The Gilets Jaunes is a protest movement that began in France in October 2018 after the government announced an increase in the price of gas through a tax on the consumption of energy products (TICPE). This spontaneous social movement originated in the distribution, largely through social networks, of calls to protest against this increase. Completely outside the structure of political parties and unions, the force of the movement as it spread throughout France took the government by surprise. As a result, thousands of citizens brought together by social networks took to the streets, organizing protests where they blocked roads for months, and the French government renounced the controversial law, but they did not manage to stem the protests. Groups are still resisting one year later, occupying roundabouts and blocking roads.

On October 24, 2018, Ghislain Coutard, a thirty-six-year old from Narbonne, posted a video on Facebook to rally people for a protest on November 17, 2018, called for by trucker Éric Drouet. This form of addressing the public is a standard of social networks: any citizen can thus share their indignation, their anger, or a rant in the form of a selfie video. Coutard got on his soap box and called for each protester to display their yellow safety jackets on the dashboards of their cars to show their solidarity.

Other social phenomena have been represented by distinctive symbols, such as the red squares sported by striking students during the Maple Spring of 2012 in Quebec. The Gilet Jaune is particular because it originated with the publication of a single individual and did not require any prior production. The high-visibility yellow safety jackets are obligatory in each vehicle, so the gesture is extremely simple for most of the participants, who can easily display them. It then became an easy way to show sympathy for the movement.

The Gilet Jaune movement is highly contested, commented, and heterogeneous, bringing together people of all sorts of viewpoints and politics. The French intelligentsia, put off by its protean aspect, have been reluctant to champion it since they cannot identify with it. Intrigued by the spontaneity of such a groundswell of citizens initiated on social networks, as part of our Head Me project, we decided to enter into a dialogue with them without any judgment or political implication on our part.

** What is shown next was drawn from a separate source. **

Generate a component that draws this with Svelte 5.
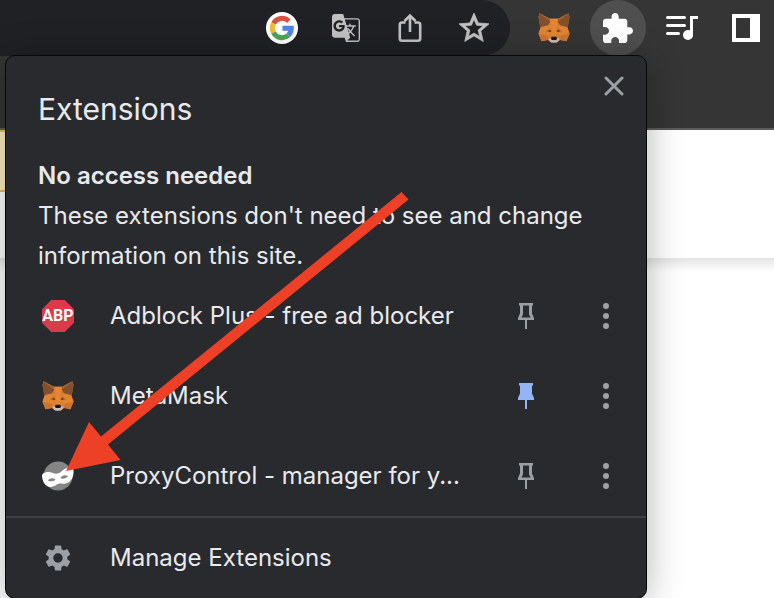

Social Reminders: It’s Time to Raise Some Questions

Intrigued by the scope of this social movement born on social networks, our team entered the debate graphically.

+

As part of the Head Me experiments, our team observed the activities of the Gilet Jaunes on social networks. They refused all leaders: their events were organized on Facebook as well as dozens of local and national pages that sprang up as early as the first days of the movement. Debate on them is agitated, cut-and-dried and sometimes violent, but its effervescence is illustrative of the type of citizen coalitions that have come into being as a result of social networks.

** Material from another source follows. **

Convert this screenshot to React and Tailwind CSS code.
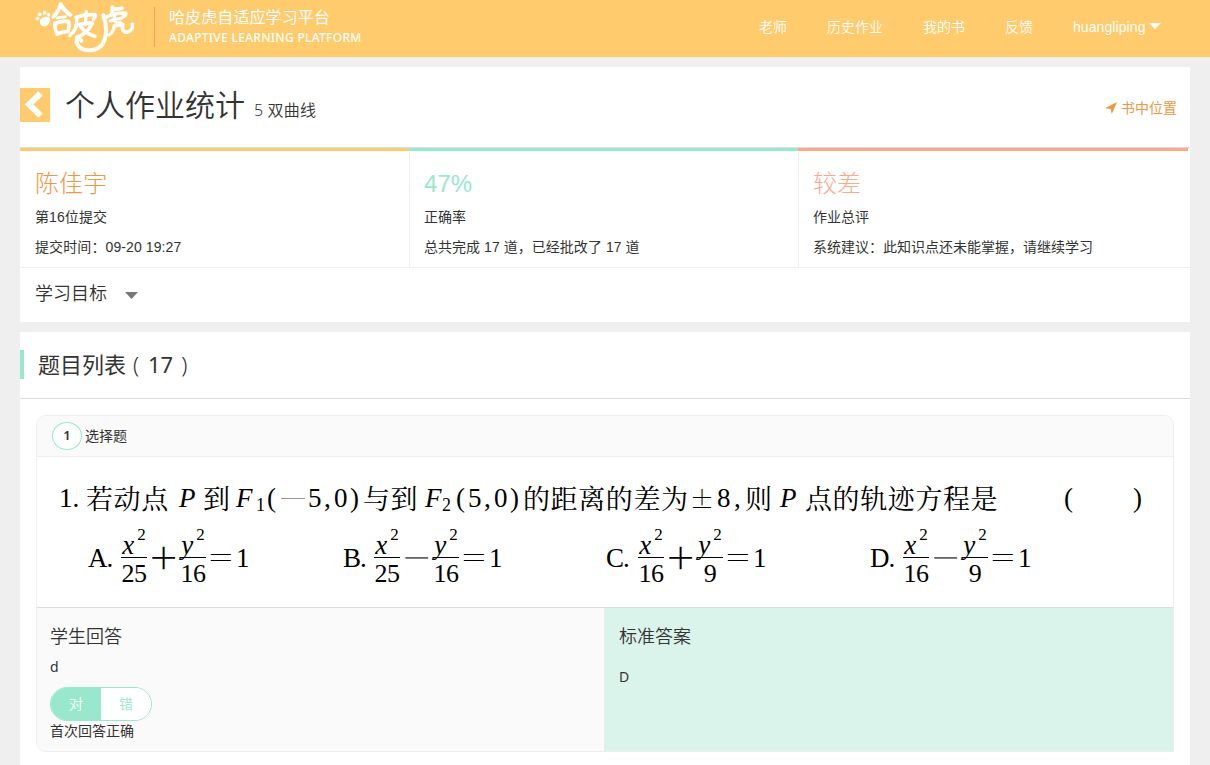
const CJK = "font-['Liberation_Sans','Noto_Sans_CJK_SC',sans-serif]";
const UI = "font-['Noto_Sans','Noto_Sans_CJK_SC',sans-serif]";

function Logo() {
  return (
    <svg width="104" height="56" viewBox="0 0 312 168" className="shrink-0" fill="none" stroke="#fff" strokeWidth="12" strokeLinecap="round" strokeLinejoin="round">
      <g fill="#fff" stroke="none">
        <path d="M18 66 C16 54 28 50 38 50 C50 50 50 60 45 69 C42 78 34 81 29 79 C22 78 18 73 18 66Z" />
        <circle cx="10" cy="56" r="5.500" />
        <ellipse cx="17" cy="43" rx="5.500" ry="6" />
        <ellipse cx="32" cy="38" rx="6" ry="6.500" />
        <ellipse cx="44" cy="44" rx="4.500" ry="5.500" />
      </g>
      <path d="M80 13 C76 28 66 42 58 51" />
      <path d="M80 13 C88 26 98 38 109 45" />
      <path d="M70 54 L94 50" strokeWidth="9" />
      <path d="M62 69 C62 80 64 92 70 103 C78 96 92 96 102 94 C105 84 107 74 104 65 C92 63 74 65 64 70" strokeWidth="11" />
      <path d="M126 52 C142 46 162 43 183 44 C186 48 182 54 178 58" strokeWidth="11" />
      <path d="M157 34 L154 74" strokeWidth="10" />
      <path d="M128 54 C130 76 122 96 108 106" strokeWidth="11" />
      <path d="M136 74 C150 70 164 68 175 69 C166 88 148 106 128 112" strokeWidth="11" />
      <path d="M140 80 C150 94 166 104 182 109" strokeWidth="11" />
      <path d="M236 22 L234 44" strokeWidth="12" />
      <path d="M238 29 L264 25" strokeWidth="11" />
      <path d="M210 55 C224 44 252 38 275 39 C276 43 272 48 267 51" strokeWidth="11" />
      <path d="M208 46 C218 74 222 112 202 137 C184 156 144 156 132 136 C122 119 132 108 142 122" strokeWidth="12" />
      <path d="M228 63 C242 57 252 55 264 55 M242 46 C238 66 246 70 259 67" strokeWidth="9" />
      <path d="M241 76 C240 88 235 98 226 105" strokeWidth="10" />
      <path d="M247 76 L266 73 C263 91 270 99 281 96 C292 93 298 82 295 73" strokeWidth="11" />
    </svg>
  );
}

function Seg({ w, children, className = "" }) {
  return <span className={"shrink-0 whitespace-nowrap " + className} style={{ width: w }}>{children}</span>;
}

const han = "font-['Noto_Serif_CJK_SC','Noto_Sans_CJK_SC',serif] text-[27px] font-normal tracking-[0.600px]";
const thin = "font-['Noto_Serif_CJK_SC',serif] font-extralight";

function QuestionLine() {
  return (
    <div className="flex h-[40px] items-center leading-[40px] text-[27px] text-black">
      <Seg w={27}>1.</Seg>
      <Seg w={93} className={han}>若动点</Seg>
      <Seg w={24} className="italic">P</Seg>
      <Seg w={33} className={han}>到</Seg>
      <Seg w={20} className="italic">F</Seg>
      <Seg w={11} className="text-[18px] translate-y-[7px]">1</Seg>
      <Seg w={14}>(</Seg>
      <Seg w={27}><span className="block h-px w-[24px] bg-[#999]" aria-label="−" /></Seg>
      <Seg w={16}>5</Seg>
      <Seg w={10}>,</Seg>
      <Seg w={16}>0</Seg>
      <Seg w={13}>)</Seg>
      <Seg w={62} className={han}>与到</Seg>
      <Seg w={17} className="italic">F</Seg>
      <Seg w={14} className="text-[18px] translate-y-[7px]">2</Seg>
      <Seg w={12}>(</Seg>
      <Seg w={16}>5</Seg>
      <Seg w={10}>,</Seg>
      <Seg w={16}>0</Seg>
      <Seg w={13}>)</Seg>
      <Seg w={167} className={han}>的距离的差为</Seg>
      <Seg w={27} className={thin + " text-[24px]"}>±</Seg>
      <Seg w={17}>8</Seg>
      <Seg w={11}>,</Seg>
      <Seg w={35} className={han}>则</Seg>
      <Seg w={25} className="italic">P</Seg>
      <Seg w={259} className={han}>点的轨迹方程是</Seg>
      <Seg w={69}>(</Seg>
      <Seg w={12}>)</Seg>
    </div>
  );
}

function Frac({ v, d }) {
  return (
    <span className="flex w-[26px] shrink-0 flex-col items-center">
      <span className="flex h-[28px] items-end leading-[24px]">
        <span className="text-[27px] italic leading-[24px] w-[15px]">{v}</span>
        <sup className="self-start text-[17px] leading-[12px] top-0">2</sup>
      </span>
      <span className="h-px w-full bg-black" />
      <span className="h-[28px] text-[26px] leading-[32px] tracking-[-0.500px]">{d}</span>
    </span>
  );
}

function Option({ letter, op, a, b, w, lw }) {
  return (
    <div className="flex shrink-0 items-center text-[27px] leading-[32px] text-black" style={{ width: w }}>
      <span className="shrink-0 tracking-[-1px]" style={{ width: lw }}>{letter}.</span>
      <Frac v="x" d={a} />
      <span className={"flex w-[33px] shrink-0 justify-center " + thin + (op === "−" ? " text-[#666]" : "")}>
        <span className="inline-block -translate-y-[3px] scale-x-[1.7] scale-y-[1.6]">{op}</span>
      </span>
      <Frac v="y" d={b} />
      <span className={"flex w-[30px] shrink-0 justify-center " + thin}>
        <span className="inline-block -translate-y-[2px] scale-x-[1.5]">=</span>
      </span>
      <span>1</span>
    </div>
  );
}

function Stat({ title, color, bar, body, lines, w }) {
  return (
    <div className={"flex shrink-0 flex-col border-t-[3px] " + bar} style={{ width: w }}>
      <div className={"flex h-[116px] flex-col pt-[18px] " + body}>
        <div className={"h-[33px] text-[24px] font-light leading-[30px] " + color}>{title}</div>
        {lines.map((l) => (
          <div key={l} className="h-[30px] whitespace-pre text-[14px] leading-[30px]">{l}</div>
        ))}
      </div>
    </div>
  );
}

export default function App() {
  return (
    <div className={"h-[765px] w-[1210px] overflow-hidden bg-[#efefef] text-[#333] " + CJK}>
      <header className="flex h-[57px] bg-[#ffcb6c] text-white">
        <div className="flex w-[154px] pl-[34px]"><Logo /></div>
        <div className="mt-[7px] h-[40px] w-px bg-[#f4a04e]" />
        <div className={"ml-[14px] mt-[7px] flex w-[560px] flex-col " + UI}>
          <span className="text-[16px] leading-[21px] tracking-[0.100px]">哈皮虎自适应学习平台</span>
          <span className="text-[12px] font-medium leading-[19px] tracking-[0.300px]">ADAPTIVE LEARNING PLATFORM</span>
        </div>
        <nav className="ml-[30px] flex h-[54px] items-center text-[14px] font-[350]">
          <a className="w-[68px]">老师</a>
          <a className="w-[96px]">历史作业</a>
          <a className="w-[82px]">我的书</a>
          <a className="w-[68px]">反馈</a>
          <a className="flex items-center font-normal tracking-[0.080px]">
            huangliping
            <svg width="12" height="6" viewBox="0 0 12 6" className="ml-[3px] -translate-y-px" fill="#fff"><path d="M0 0H12L6 6Z" /></svg>
          </a>
        </nav>
      </header>

      <section className="mx-[20px] mt-[10px] h-[255px] bg-white">
        <div className="flex h-[81px] border-b border-[#ddd]">
          <div className="mt-[21px] flex h-[34px] w-[30px] items-center bg-[#ffcb6c] pl-[3px]">
            <svg width="22" height="30" viewBox="0 0 22 30" fill="none" stroke="#fff" strokeWidth="6"><path d="M17.500 3.500L6 14.500L17.500 25.500" /></svg>
          </div>
          <h1 className={"ml-[15px] flex items-baseline pt-[14px] font-[350] " + UI}>
            <span className="text-[30px] leading-[48px]">个人作业统计</span>
            <small className="ml-[9px] text-[16px] leading-[24px] tracking-[0.150px]">5 双曲线</small>
          </h1>
          <div className="ml-auto mr-[13px] flex h-[82px] items-center text-[14px] text-[#f0983f]">
            <svg width="12" height="12" viewBox="0 0 12 12" className="mr-[4px]" fill="#f0983f"><path d="M12 0L6.800 12L5.600 7L0 6.200Z" /></svg>
            书中位置
          </div>
        </div>
        <div className="flex h-[120px] border-b border-[#eee]">
          <Stat w={389} title="陈佳宇" color="text-[#f0983f]" bar="border-[#ffcb6c]" body="pl-[15px] tracking-[0.100px]" lines={["第16位提交", "提交时间：09-20 19:27"]} />
          <Stat w={389} title="47%" color="text-[#98e8cd]" bar="border-[#98e8cd]" body="border-l border-[#eee] pl-[14px] tracking-[0.040px]" lines={["正确率", "总共完成 17 道，已经批改了 17 道"]} />
          <Stat w={390} title="较差" color="text-[#ffa788]" bar="border-[#ffa788]" body="border-l border-[#eee] pl-[14px]" lines={["作业总评", "系统建议：此知识点还未能掌握，请继续学习"]} />
        </div>
        <div className="flex h-[53px] items-center pl-[15px] text-[18px] font-[350]">
          学习目标
          <svg width="13" height="7" viewBox="0 0 13 7" className="ml-[18px] mt-[2px]" fill="#777"><path d="M0 0H13L6.500 7Z" /></svg>
        </div>
      </section>

      <section className="mx-[20px] mt-[10px] h-[433px] bg-white">
        <div className="flex h-[67px] border-b border-[#ddd]">
          <div className="mt-[18px] h-[29px] w-[4px] bg-[#98e8cd]" />
          <h2 className={"ml-[14px] mt-[15px] flex text-[22px] leading-[34px] " + UI}>
            <span>题目列表</span>
            <span className="w-[22px] pl-[7px] font-light">(</span>
            <span>17</span>
            <span className="pl-[8px] font-light">)</span>
          </h2>
        </div>
        <article className="mx-[16px] mt-[16px] w-[1138px] overflow-hidden rounded-[10px] rounded-br-none border border-[#eee]">
          <div className="flex h-[41px] items-center border-b border-[#eee] bg-[#fafafa] pl-[15px] text-[14px]">
            <span className={"mr-[3px] flex h-[28px] w-[30px] items-center justify-center rounded-[50%] border border-[#98e8cd] bg-white text-[13px] font-semibold " + UI}>1</span>
            选择题
          </div>
          <div className="h-[151px] border-b border-[#ddd] pl-[22px] pt-[21px] font-['Liberation_Serif',serif]">
            <QuestionLine />
            <div className="ml-[29px] flex pt-[11px]">
              <Option letter="A" op="+" a="25" b="16" w={255} lw={33} />
              <Option letter="B" op="−" a="25" b="16" w={263} lw={31} />
              <Option letter="C" op="+" a="16" b="9" w={264} lw={32} />
              <Option letter="D" op="−" a="16" b="9" w={180} lw={33} />
            </div>
          </div>
          <div className="flex h-[143px]">
            <div className="w-[567px] bg-[#fafafa] pl-[13px] pt-[14px]">
              <h3 className="text-[18px] font-[350] leading-[30px]">学生回答</h3>
              <p className={"text-[14px] leading-[30px] " + UI}>d</p>
              <div className="mt-[5px] flex h-[34px] w-[102px] overflow-hidden rounded-full border border-[#98e8cd] text-center text-[14px] font-[350] leading-[32px]">
                <span className="w-[50px] bg-[#98e8cd] text-white">对</span>
                <span className="w-[50px] bg-white text-[#98e8cd]">错</span>
              </div>
              <p className="text-[14px] leading-[20px]">首次回答正确</p>
            </div>
            <div className="w-[569px] bg-[#dbf4eb] pl-[15px] pt-[14px]">
              <h3 className="text-[18px] font-[350] leading-[30px]">标准答案</h3>
              <p className={"mt-[10px] text-[14px] leading-[30px] " + UI}>D</p>
            </div>
          </div>
        </article>
      </section>
    </div>
  );
}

Our aim being to incite discussion in a non-partisan fashion on pages with established and high levels of activity, we opted for an open question in black on a yellow background. These inserts were extremely simple graphically speaking, using Courier, a font that exists on every computer, a square format and full text justification, the idea being to enable each and every one to reproduce the look. The design was inspired both by alarm signals and emojis and the questions were set out like road signs, like so many emergency flares along the roadside.

The first questions, published in this manner or inserted in the form of comments, were very fruitful. When we asked the question: “If [President] Macron resigns, who, or what should take his place?”, it got 500 comments within the space of two hours before the thread was censured and erased. It was impossible for us to know if it was the admins of the page or Facebook who acted as censors. No recourse possible, end of discussion.


A Design Kit

Contrary to the founding principles of the profession, designers must adapt their proposals sometimes, suggesting only one design principle. Here, the Post-It™ became a simple medium of communication, accessible to everyone.

+

After a few weeks, the Gilet Jaunes movement took on such momentum that it became really difficult to maintain a presence amidst such a flow of messages: dozens of posts would appear each minute, each canceling out the other.

Then we had the idea of changing course and going into the field, and connecting with protesters in the south of France. Our proposition consisted of placing our questions on yellow Post-Its™ set out in urban spaces. A small group was gathered and began to relay the idea, first in Arles, then in other towns in the south of France, such as Nimes and Montpellier. The core group then dotted urban spaces with these questioning Post-Its™, thus having the street preserve a trace of the passing protesters, and pose a series of open questions. In this manner, the Post-Its™ became the outdoor equivalent of a hashtag (#), a way of uniting a series of messages around the same visual sign.

This manner of addressing a community both on social networks and on the ground enables one to upend the graphic principle. Our first publications on social networks were simple images easily reproduced on computers. Here, the proposition was a kit addressed to the Gilet Jaunes community that consisted of a Post-It™ and a felt-tip pen. Our work ended there, leaving them in complete liberty, as on social networks, to either appropriate the tool offered, or decline it. We find ourselves coming full circle when the images of posted Post-Its™ circulate on the Internet, thus attesting to the protest as event.